The Spectacular Now (R) ★★★★½

Review Date: August 2nd, 2013

What, exactly, can you do with a genre as well worn as the contemporary coming-of-age story? With such a hefty stockpile of high school graduation movies, new entries are bound to entertain apprehension and low expectations. What could The Spectacular Now, the latest feature film about an 18-year-old boy ascending to his existential plateau, offer that no other film of its breed has before?
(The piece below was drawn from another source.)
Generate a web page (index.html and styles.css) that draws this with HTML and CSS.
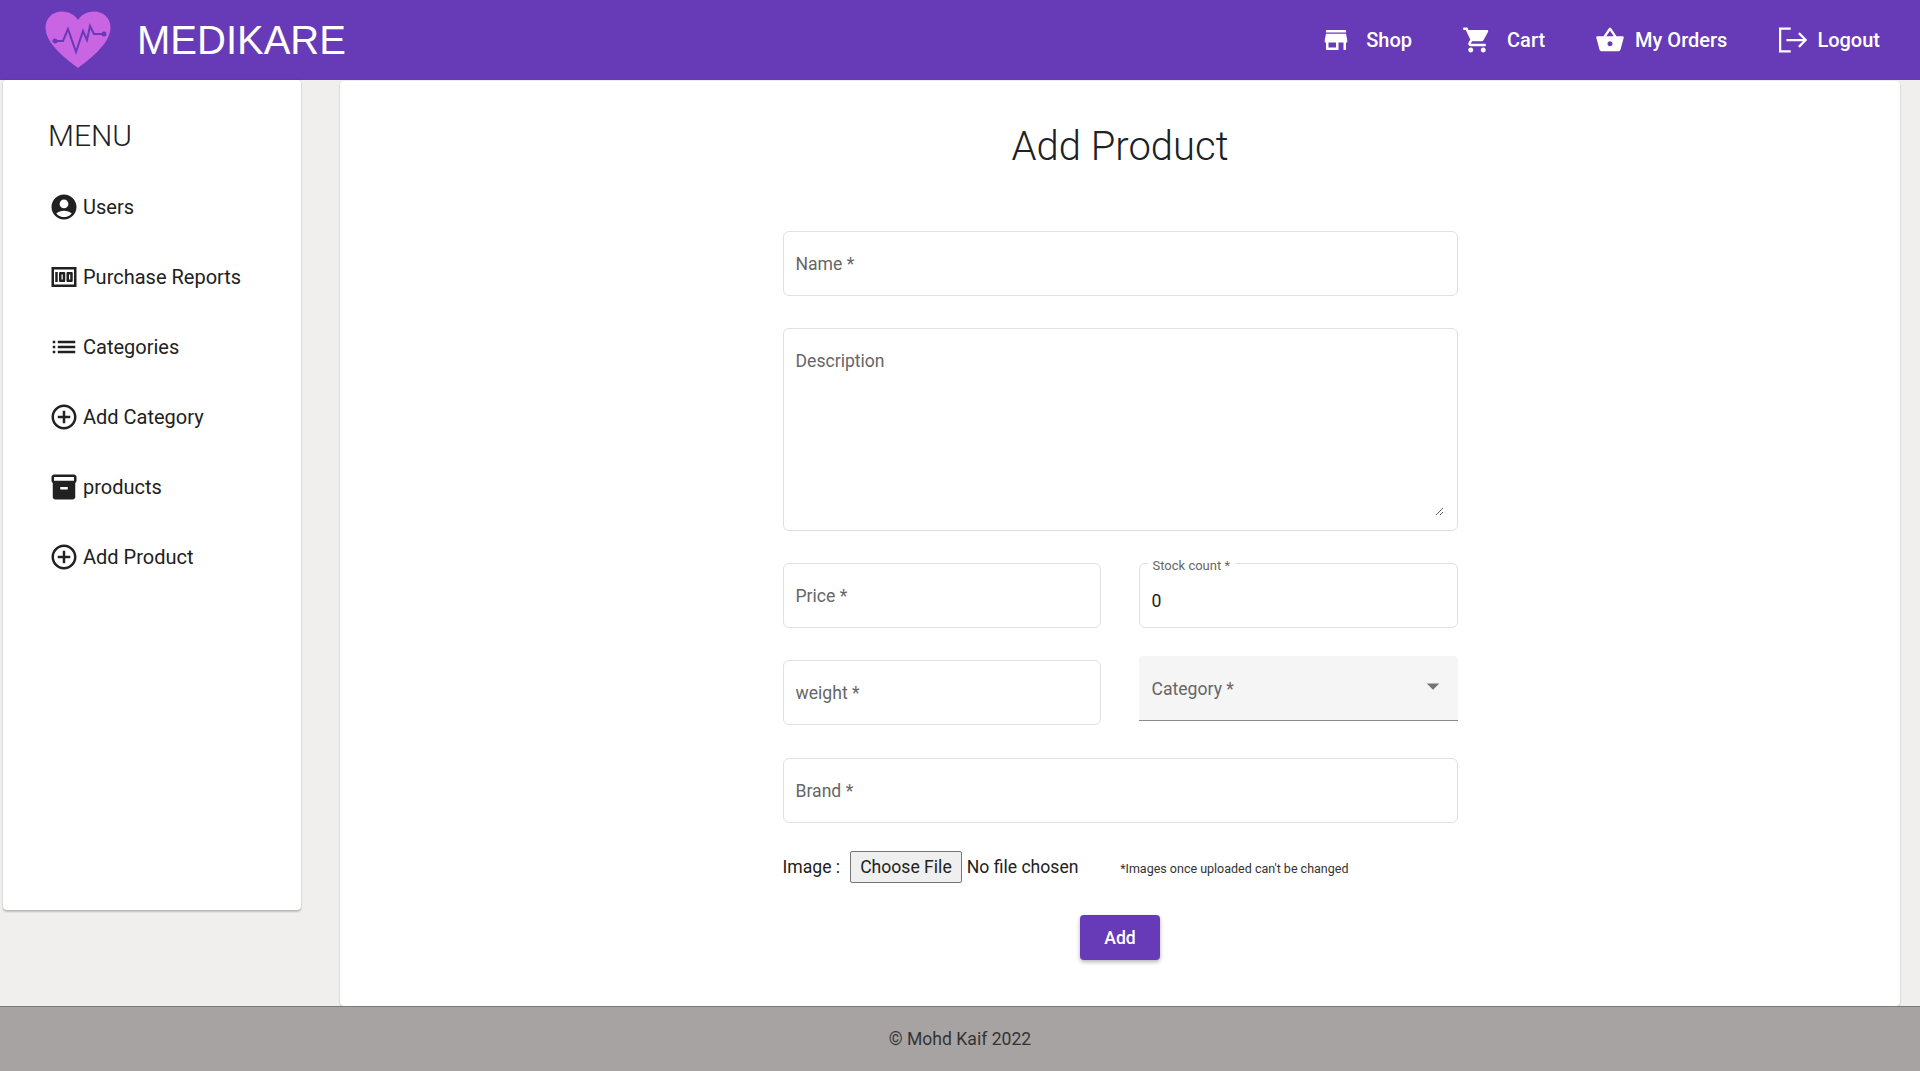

That's a fair question to ask both before and after watching James Ponsoldt's drama about popular party animal Sutter (Miles Teller) accessing a new side of himself following a breakup with longtime girlfriend Cassidy (Brie Larson). At the dawn of prom and graduation season, Sutter connects with an intellectual introvert named Aimee (Shailene Woodley), clinging desperately to the unconditional kindness with which she emanates. The film's story, derived from the 2008 novel by Tim Tharp, follows Sutter and Aimee as their relationship evolves and invites each party to pioneer emotional experiences. For the shy, unassuming Aimee, this new chapter invites an introduction to confidence. For Sutter, his first tustles with self-reflection... a journey that comes with no dearth of punches to the gut.
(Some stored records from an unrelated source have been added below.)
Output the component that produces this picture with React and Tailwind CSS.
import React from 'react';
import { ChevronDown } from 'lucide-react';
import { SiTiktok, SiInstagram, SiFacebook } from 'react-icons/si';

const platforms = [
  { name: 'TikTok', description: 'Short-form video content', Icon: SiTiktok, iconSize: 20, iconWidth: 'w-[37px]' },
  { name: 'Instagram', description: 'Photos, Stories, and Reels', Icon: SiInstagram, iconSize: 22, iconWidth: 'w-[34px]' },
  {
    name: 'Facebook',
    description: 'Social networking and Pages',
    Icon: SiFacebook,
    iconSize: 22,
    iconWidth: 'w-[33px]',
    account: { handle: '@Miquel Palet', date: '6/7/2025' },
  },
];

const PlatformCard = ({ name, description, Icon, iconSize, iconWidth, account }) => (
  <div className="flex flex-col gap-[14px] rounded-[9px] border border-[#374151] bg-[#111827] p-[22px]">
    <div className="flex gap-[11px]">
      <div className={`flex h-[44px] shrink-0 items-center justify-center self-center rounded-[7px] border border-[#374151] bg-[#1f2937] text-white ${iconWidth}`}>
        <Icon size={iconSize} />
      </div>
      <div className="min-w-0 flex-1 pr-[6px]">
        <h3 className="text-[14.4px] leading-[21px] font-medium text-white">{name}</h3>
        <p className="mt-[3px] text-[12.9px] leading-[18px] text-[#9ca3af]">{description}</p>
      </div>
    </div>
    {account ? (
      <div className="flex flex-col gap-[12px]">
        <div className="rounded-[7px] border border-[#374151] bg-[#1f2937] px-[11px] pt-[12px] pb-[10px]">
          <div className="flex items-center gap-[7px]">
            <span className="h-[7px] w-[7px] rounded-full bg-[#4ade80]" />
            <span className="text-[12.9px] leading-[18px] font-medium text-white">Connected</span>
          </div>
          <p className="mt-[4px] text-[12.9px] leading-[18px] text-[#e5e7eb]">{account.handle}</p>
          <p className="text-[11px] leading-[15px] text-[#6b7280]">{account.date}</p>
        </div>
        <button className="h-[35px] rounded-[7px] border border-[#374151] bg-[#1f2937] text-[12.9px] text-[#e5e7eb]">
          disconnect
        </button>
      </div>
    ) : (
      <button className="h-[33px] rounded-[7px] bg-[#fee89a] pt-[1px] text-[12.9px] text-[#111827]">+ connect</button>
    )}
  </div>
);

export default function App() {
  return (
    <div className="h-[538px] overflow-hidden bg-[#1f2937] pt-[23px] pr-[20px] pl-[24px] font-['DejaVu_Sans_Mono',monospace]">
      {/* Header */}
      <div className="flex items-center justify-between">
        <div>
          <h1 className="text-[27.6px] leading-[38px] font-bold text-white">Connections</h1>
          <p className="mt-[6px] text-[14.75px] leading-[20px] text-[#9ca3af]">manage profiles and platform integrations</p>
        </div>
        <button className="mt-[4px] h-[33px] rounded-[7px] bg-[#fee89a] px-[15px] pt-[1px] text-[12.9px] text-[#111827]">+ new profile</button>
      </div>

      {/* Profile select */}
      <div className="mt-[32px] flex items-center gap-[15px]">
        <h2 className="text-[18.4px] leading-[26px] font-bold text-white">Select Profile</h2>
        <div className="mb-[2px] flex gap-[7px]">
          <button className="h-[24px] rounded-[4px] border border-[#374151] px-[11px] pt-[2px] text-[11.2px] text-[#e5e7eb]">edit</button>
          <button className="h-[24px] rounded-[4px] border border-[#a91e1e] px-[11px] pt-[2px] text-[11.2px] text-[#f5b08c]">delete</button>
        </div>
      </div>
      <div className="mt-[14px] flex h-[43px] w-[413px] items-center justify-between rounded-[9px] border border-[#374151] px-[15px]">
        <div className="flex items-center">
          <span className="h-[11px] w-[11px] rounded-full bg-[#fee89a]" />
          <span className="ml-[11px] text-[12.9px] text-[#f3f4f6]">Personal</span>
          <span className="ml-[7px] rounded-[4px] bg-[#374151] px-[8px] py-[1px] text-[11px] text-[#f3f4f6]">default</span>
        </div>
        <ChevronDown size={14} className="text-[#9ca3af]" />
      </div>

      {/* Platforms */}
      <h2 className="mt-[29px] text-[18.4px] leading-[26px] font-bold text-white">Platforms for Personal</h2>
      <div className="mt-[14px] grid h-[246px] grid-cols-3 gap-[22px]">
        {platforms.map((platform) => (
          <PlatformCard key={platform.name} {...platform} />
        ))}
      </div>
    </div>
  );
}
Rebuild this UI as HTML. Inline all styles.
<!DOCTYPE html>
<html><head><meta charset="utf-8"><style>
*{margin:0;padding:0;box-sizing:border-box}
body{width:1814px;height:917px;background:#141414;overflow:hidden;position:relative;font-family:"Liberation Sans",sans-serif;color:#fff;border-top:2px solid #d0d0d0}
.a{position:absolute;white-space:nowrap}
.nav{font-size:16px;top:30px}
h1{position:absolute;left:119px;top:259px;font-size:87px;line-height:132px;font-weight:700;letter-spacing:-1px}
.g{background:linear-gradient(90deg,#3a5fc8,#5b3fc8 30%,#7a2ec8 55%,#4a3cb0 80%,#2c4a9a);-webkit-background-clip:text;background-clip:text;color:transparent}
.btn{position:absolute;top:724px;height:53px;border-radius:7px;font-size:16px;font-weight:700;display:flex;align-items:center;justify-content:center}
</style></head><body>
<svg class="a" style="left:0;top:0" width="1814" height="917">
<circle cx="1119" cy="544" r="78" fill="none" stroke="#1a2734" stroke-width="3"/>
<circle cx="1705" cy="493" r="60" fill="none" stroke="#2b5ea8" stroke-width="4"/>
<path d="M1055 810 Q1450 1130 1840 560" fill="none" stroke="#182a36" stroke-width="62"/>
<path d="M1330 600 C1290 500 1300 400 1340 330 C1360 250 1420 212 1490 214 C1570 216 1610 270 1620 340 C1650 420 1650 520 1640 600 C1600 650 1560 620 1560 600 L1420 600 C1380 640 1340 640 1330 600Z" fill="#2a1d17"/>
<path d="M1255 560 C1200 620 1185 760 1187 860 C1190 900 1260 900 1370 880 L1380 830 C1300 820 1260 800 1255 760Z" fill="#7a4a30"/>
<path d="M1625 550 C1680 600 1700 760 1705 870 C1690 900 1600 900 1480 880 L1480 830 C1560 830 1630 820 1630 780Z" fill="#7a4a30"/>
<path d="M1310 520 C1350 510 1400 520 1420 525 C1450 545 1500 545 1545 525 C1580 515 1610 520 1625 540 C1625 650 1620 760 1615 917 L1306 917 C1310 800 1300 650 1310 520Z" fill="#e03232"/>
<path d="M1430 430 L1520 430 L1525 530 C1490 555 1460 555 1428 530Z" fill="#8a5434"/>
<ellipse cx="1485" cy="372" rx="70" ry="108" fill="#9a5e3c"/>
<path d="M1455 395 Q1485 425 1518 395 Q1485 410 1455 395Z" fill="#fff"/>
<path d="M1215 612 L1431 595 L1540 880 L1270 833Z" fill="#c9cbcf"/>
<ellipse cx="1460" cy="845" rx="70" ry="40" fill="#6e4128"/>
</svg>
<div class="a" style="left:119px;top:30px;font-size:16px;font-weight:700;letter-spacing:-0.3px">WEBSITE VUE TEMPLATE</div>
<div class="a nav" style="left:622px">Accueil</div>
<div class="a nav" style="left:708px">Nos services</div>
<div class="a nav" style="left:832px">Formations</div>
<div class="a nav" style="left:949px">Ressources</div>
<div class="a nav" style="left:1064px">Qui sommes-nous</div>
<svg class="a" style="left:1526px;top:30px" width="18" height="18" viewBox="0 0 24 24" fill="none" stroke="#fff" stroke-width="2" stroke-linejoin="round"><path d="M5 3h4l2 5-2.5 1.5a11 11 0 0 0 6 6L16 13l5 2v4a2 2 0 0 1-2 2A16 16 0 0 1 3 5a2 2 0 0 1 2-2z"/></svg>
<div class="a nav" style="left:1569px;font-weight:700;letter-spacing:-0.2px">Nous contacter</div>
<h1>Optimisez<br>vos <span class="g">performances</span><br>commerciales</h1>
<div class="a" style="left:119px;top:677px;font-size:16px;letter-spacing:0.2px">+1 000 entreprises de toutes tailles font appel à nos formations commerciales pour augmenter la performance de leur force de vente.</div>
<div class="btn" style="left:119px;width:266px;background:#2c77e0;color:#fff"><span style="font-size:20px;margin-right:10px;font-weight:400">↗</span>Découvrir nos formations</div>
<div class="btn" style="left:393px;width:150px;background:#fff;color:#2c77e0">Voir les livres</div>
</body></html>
Yes, well-worn territory, the both of them: the plight of a teenaged bookworm to find her spark and adventure, the ''destiny'' of a deluded manchild to anchor down to Earth. It isn't the invention of The Spectacular Now that will grab, keep a hold on, and ultimately engulf you altogether (which it will). It is, contrastingly, the very feeling that you've walked down these roads before.

Both in life and on the big screen, in fact. You'll appreciate a revisitation to the tropes of ''last day of school'' movies past with naturalism in grand supply and characters far more interesting and lovable - not always likable, but consistently lovable - than those delivered even by most of the genre's entries. Putting even the troops of Dazed and Confused to shame, The Spectacular Now's characters will astound you when they're sitting in their bedrooms, chatting over math textbooks. And you'll appreciate the attack on your trove of personal experiences in the delicate deconstruction of Sutter and Aimee and their complicated internalities. You'll appreciate these things so much because you've seen them done before, both poorly and expertly, and you've felt them happen before, both as positive experiences and heartbreaking ones. You'll appreciate The Spectacular Now in its honesty - these are the things we know, we've seen, we've felt. Here they are, without a particle of mercy or propaganda.
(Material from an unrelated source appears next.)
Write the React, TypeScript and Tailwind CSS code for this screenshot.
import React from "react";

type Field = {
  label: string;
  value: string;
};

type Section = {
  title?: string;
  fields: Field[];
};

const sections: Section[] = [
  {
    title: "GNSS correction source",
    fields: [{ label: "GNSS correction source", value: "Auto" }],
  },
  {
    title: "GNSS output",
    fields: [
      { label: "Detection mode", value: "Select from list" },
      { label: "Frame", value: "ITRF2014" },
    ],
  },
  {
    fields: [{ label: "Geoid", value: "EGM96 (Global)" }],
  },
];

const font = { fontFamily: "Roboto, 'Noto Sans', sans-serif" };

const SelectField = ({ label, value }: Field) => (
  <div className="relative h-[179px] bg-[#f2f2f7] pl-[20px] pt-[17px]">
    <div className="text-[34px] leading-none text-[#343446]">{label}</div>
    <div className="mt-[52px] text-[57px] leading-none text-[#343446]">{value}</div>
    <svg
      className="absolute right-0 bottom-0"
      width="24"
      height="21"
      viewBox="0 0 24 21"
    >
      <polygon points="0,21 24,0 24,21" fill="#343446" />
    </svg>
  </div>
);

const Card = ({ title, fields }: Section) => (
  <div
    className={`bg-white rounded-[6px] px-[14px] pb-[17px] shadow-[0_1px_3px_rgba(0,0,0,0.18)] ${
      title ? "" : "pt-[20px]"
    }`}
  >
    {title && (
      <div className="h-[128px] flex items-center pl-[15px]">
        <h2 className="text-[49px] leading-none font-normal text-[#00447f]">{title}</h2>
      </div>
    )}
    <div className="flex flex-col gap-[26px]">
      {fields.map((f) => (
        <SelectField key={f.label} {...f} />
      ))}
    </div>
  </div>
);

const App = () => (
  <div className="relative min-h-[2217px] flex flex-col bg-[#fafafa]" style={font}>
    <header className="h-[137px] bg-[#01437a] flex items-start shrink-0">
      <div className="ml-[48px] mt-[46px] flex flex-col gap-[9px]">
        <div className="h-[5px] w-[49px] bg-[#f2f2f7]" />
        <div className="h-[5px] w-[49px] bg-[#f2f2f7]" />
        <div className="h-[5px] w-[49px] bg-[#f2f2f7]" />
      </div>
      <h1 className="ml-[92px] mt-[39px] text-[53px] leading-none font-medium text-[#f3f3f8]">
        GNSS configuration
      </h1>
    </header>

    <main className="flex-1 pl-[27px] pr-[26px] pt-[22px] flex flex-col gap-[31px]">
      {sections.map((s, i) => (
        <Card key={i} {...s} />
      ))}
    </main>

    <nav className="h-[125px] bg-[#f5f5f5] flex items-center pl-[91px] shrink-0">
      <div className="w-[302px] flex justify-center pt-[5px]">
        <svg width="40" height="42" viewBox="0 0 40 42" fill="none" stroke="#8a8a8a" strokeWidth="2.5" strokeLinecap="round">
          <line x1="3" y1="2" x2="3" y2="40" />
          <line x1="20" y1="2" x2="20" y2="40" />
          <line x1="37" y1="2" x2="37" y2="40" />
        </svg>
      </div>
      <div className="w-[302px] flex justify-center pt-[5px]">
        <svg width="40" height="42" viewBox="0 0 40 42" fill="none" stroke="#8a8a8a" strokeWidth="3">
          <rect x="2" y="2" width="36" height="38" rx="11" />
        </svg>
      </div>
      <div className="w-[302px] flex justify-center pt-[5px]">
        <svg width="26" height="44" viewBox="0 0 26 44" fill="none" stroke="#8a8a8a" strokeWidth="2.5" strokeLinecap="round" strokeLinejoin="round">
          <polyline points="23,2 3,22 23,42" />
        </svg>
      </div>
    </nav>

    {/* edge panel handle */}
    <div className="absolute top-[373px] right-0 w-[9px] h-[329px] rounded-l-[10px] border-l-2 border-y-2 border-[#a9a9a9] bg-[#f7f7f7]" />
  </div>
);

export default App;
If you were to assign The Spectacular Now a single victory, it would be in its earnestness. Sutter, a character slumped so deeply in his defense mechanisms, is delivered with more humanity than we've seen in any memorable high school flick. And Aimee, so dangerously close to taking form as a vehicle for Sutter's evolution and nothing beyond that, is an insuperable hero for teen movie female leads and for those inflicted with a tragic scarcity of self love. As movie characters, following in the footsteps of the Dazed and Confuseds and others of the type, Sutter and Aimee are a creative triumph. And as people - full-fledged breathing beings tapping into everything any of us might have felt in our own paths toward (but not quite to) adulthood, they are majestic.

No, The Spectacular Now won't shock you in any of its twists or turns. It doesn't have to. The material it is working with, the material we all know so well, is worth our attention. And it is handled better than it ever has been before.